For me, knowing in advance how the story will end takes away much of the pleasure of reading a novel for the first time. And I particularly don't want to read someting that I know in advance will not have a happy ending.

When I’ve mentioned this, people have said the books are still worth reading, for the quality of the writing or the research. But if I wanted to read a well-researched book about a real person, I’d look for a biography.

I think including a real person as a secondary character can add depth to the story. It helps to set the scene and tie the fictional events of the novel into the real world. If it’s a well known historical figure, the reader will already be familiar with him or her and be able to anticipate, to some extent, how he or she will interact with the main characters.

A writer of Regency romances, for example, doesn’t need to devote paragraphs to introducing the Duke of Wellington, or the Prince Regent, and therefore the story can move along more quickly.

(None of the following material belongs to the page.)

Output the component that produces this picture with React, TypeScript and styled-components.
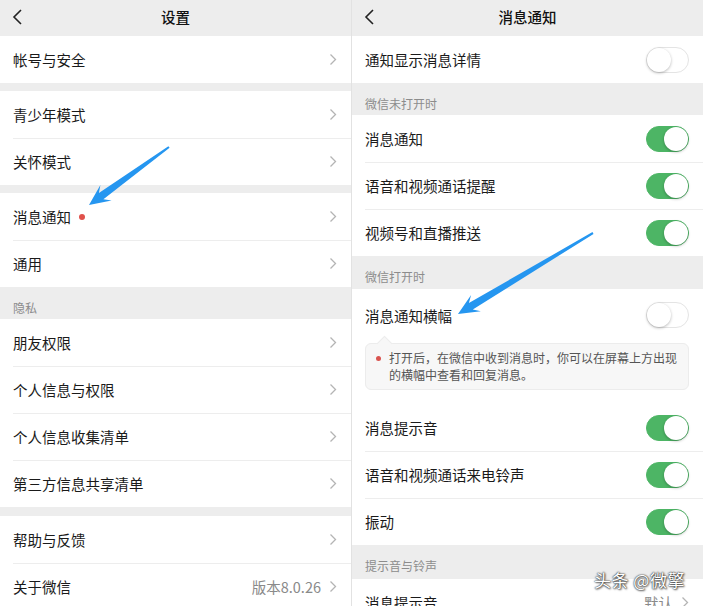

But I prefer to get to know the central characters in a novel for the first time over the course of the story, and experience the twists and turns of events along with them.

2 comments:

  1. There was an article in the Review Section of the Guardian this weekend by Anthony Beavor commenting on the practice of using real people in fiction. He thinks that it is a profoundly unhistorical practice - presuming to put words and ideas into real people's minds when we have no proof they ever thought anything of the sort. And there has been a lot of controversy over the depiction of Churchill in 'The King's Speech' - he is shown as being favourable to Bertie when in fact he supported Edward VIII. My own view is that when you try and mix real people with fictional characters, the real people somehow always come over as totally unconvincing!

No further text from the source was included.